IMAGE 1: Russian wildfires in August 2010. (Wikimedia Commons)
IMAGE 2: This map shows temperature anomalies from July 20—27, 2010, compared to temperatures for the same dates from 2000 to 2008. The anomalies are based on land surface temperatures observed by the Moderate Resolution Imaging Spectroradiometer (MODIS) on NASA’s Terra satellite. Areas with above-average temperatures appear in red and orange, and areas with below-average temperatures appear in shades of blue. Oceans and lakes appear in gray. (NASA/Earth Observatory)
IMAGE 3: Flood waters have washed away all ground means to reach the people stranded in the northern areas of the Swat valley in Pakistan, Aug. 11, 2010. (Wikimedia Commons)


  1. Living between a river and a creek, this sort of article makes me shiver.
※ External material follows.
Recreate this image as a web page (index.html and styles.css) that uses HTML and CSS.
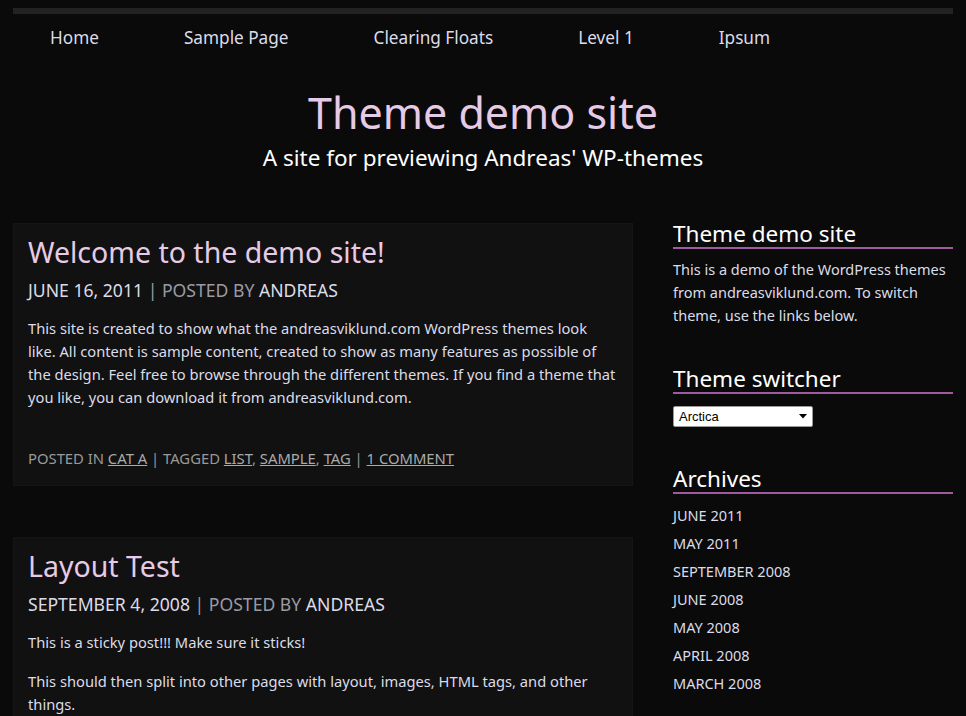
FILE: index.html
```html
<!DOCTYPE html>
<html>
<head>
<meta charset="utf-8">
<link rel="stylesheet" href="styles.css">
</head>
<body>
<div class="wrap">
  <div class="topbar"></div>
  <nav class="nav">
    <a href="#">Home</a>
    <a href="#">Sample Page</a>
    <a href="#">Clearing Floats</a>
    <a href="#">Level 1</a>
    <a href="#">Ipsum</a>
  </nav>
  <header class="header">
    <h1 class="site-title">Theme demo site</h1>
    <p class="site-desc">A site for previewing Andreas' WP-themes</p>
  </header>
  <div class="columns">
    <main class="main">
      <article class="post">
        <h2 class="post-title">Welcome to the demo site!</h2>
        <div class="post-meta">June 16, 2011 <span class="sep">|</span> <span class="dim">Posted by</span> Andreas</div>
        <div class="post-body">
          <p>This site is created to show what the andreasviklund.com WordPress themes look like. All content is sample content, created to show as many features as possible of the design. Feel free to browse through the different themes. If you find a theme that you like, you can download it from andreasviklund.com.</p>
        </div>
        <div class="post-foot">Posted in <a href="#">Cat A</a> | Tagged <a href="#">list</a>, <a href="#">sample</a>, <a href="#">tag</a> | <a href="#">1 Comment</a></div>
      </article>
      <article class="post">
        <h2 class="post-title">Layout Test</h2>
        <div class="post-meta">September 4, 2008 <span class="sep">|</span> <span class="dim">Posted by</span> Andreas</div>
        <div class="post-body">
          <p>This is a sticky post!!! Make sure it sticks!</p>
          <p>This should then split into other pages with layout, images, HTML tags, and other things.</p>
        </div>
      </article>
    </main>
    <aside class="sidebar">
      <section class="widget">
        <h3 class="widget-title">Theme demo site</h3>
        <p class="widget-text">This is a demo of the WordPress themes from andreasviklund.com. To switch theme, use the links below.</p>
      </section>
      <section class="widget">
        <h3 class="widget-title">Theme switcher</h3>
        <div class="select"><span>Arctica</span><svg width="8" height="5" viewBox="0 0 8 5"><path d="M0 0H8L4 4.5Z" fill="#000"/></svg></div>
      </section>
      <section class="widget">
        <h3 class="widget-title">Archives</h3>
        <ul class="archives">
          <li><a href="#">June 2011</a></li>
          <li><a href="#">May 2011</a></li>
          <li><a href="#">September 2008</a></li>
          <li><a href="#">June 2008</a></li>
          <li><a href="#">May 2008</a></li>
          <li><a href="#">April 2008</a></li>
          <li><a href="#">March 2008</a></li>
        </ul>
      </section>
    </aside>
  </div>
</div>
</body>
</html>
```

FILE: styles.css
```css
html, body {
  margin: 0;
  padding: 0;
  background: #0a0a0a;
}
body {
  font-family: "Noto Sans", "DejaVu Sans", sans-serif;
  color: #dcdce8;
  padding-top: 8px;
}
a { color: inherit; text-decoration: none; }
.wrap {
  width: 940px;
  margin-left: 13px;
}
.topbar {
  height: 6px;
  background: #222;
}
.nav {
  display: flex;
  height: 46px;
  align-items: center;
  padding-left: 37px;
  gap: 85px;
  font-size: 17.2px;
  color: #dcdce8;
}
.header {
  text-align: center;
  padding-top: 26px;
}
.site-title {
  margin: 0;
  font-size: 43px;
  font-weight: normal;
  line-height: 54px;
  color: #e6cbe6;
}
.site-desc {
  margin: 0;
  font-size: 22.5px;
  line-height: 36px;
  color: #fff;
}
.columns {
  display: flex;
  gap: 40px;
  margin-top: 47px;
}
.main {
  width: 620px;
  display: flex;
  flex-direction: column;
  gap: 51px;
}
.post {
  background: #111;
  border: 1px solid #151515;
  padding: 8px 14px 15px;
}
.post-title {
  margin: 0;
  font-size: 28.5px;
  font-weight: normal;
  line-height: 40px;
  color: #e6cbe6;
}
.post-meta {
  font-size: 17.6px;
  line-height: 36px;
  text-transform: uppercase;
  color: #dcdce8;
}
.post-meta .sep, .post-meta .dim { color: #9a9aa4; }
.post-body {
  font-size: 14.7px;
  line-height: 23px;
  color: #dcdce8;
  margin-top: 9px;
}
.post-body p { margin: 0 0 16px; }
.post-body p:last-child { margin-bottom: 0; }
.post-foot {
  margin-top: 38px;
  font-size: 14.8px;
  line-height: 23px;
  text-transform: uppercase;
  color: #999;
}
.post-foot a { text-decoration: underline; color: #aaa; }
.sidebar {
  width: 280px;
  margin-top: -2px;
}
.widget { margin-bottom: 39px; }
.widget-title {
  margin: 0;
  font-size: 22.5px;
  font-weight: normal;
  line-height: 26px;
  color: #fff;
  border-bottom: 2px solid #a05aa0;
}
.widget-text {
  margin: 9px 0 0;
  font-size: 14.5px;
  line-height: 23px;
  color: #dcdce8;
}
.select {
  margin-top: 12px;
  height: 19px;
  background: #fff;
  border: 1px solid #999;
  border-radius: 2px;
  display: flex;
  align-items: center;
  justify-content: space-between;
  padding: 0 5px;
  box-sizing: content-box;
  width: 128px;
  font-family: "Liberation Sans", Arial, sans-serif;
  font-size: 13px;
  color: #000;
}
.archives {
  list-style: none;
  margin: 7px 0 0;
  padding: 0;
  font-size: 14.5px;
  line-height: 28px;
  text-transform: uppercase;
  color: #dcdce8;
}
```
Especially in the fall, with lots of unknowns for the winter, and with the knowledge that everyone gets a share of good times and bad.

    Our weird weather this year gave us a cool summer, only 4 days over 100. Lots of backyard gardeners have had no tomatoes, though the ones in the fields around my house did fine. As a good thing, the green beans, beets, and snow peas produced abundantly and are still going strong. I'm talking about the field crops, I only grow flowers because I'm surrounded by such a bounty and we're all invited to share.

    I'm so delighted to see you writing again. XOX

  2. Thanks for taking the time to share Jan. Seems we are all in the same boat . . . gets one to thinking - peace
    xox back atcha

  3. You are correct, this should be big news.

    These jet stream blocking events can result in unprecedented hurricanes reaching Greenland (Igor et al 2010) and uncommon arctic air masses descending into Florida killing manatees and iguanas (Last 2 years running).

    Problem is... that it would mean that something other than global CO2 levels may be driving climate.

    And that would be politically unacceptable.

  4. Dear Anonymous any other info on the wacky weather we have been having? what do you forsee? peace

  5. My thought about all the wacky jet streams is along the lines of the deforestation of the rain forest along the equator. No one ever mentions how that might be a factor. Probably not PC

  6. Wrecking bits everywhere, fixing bits everywhere too. Thank God. Peace

  7. ...and man thinks he is in control! Funny!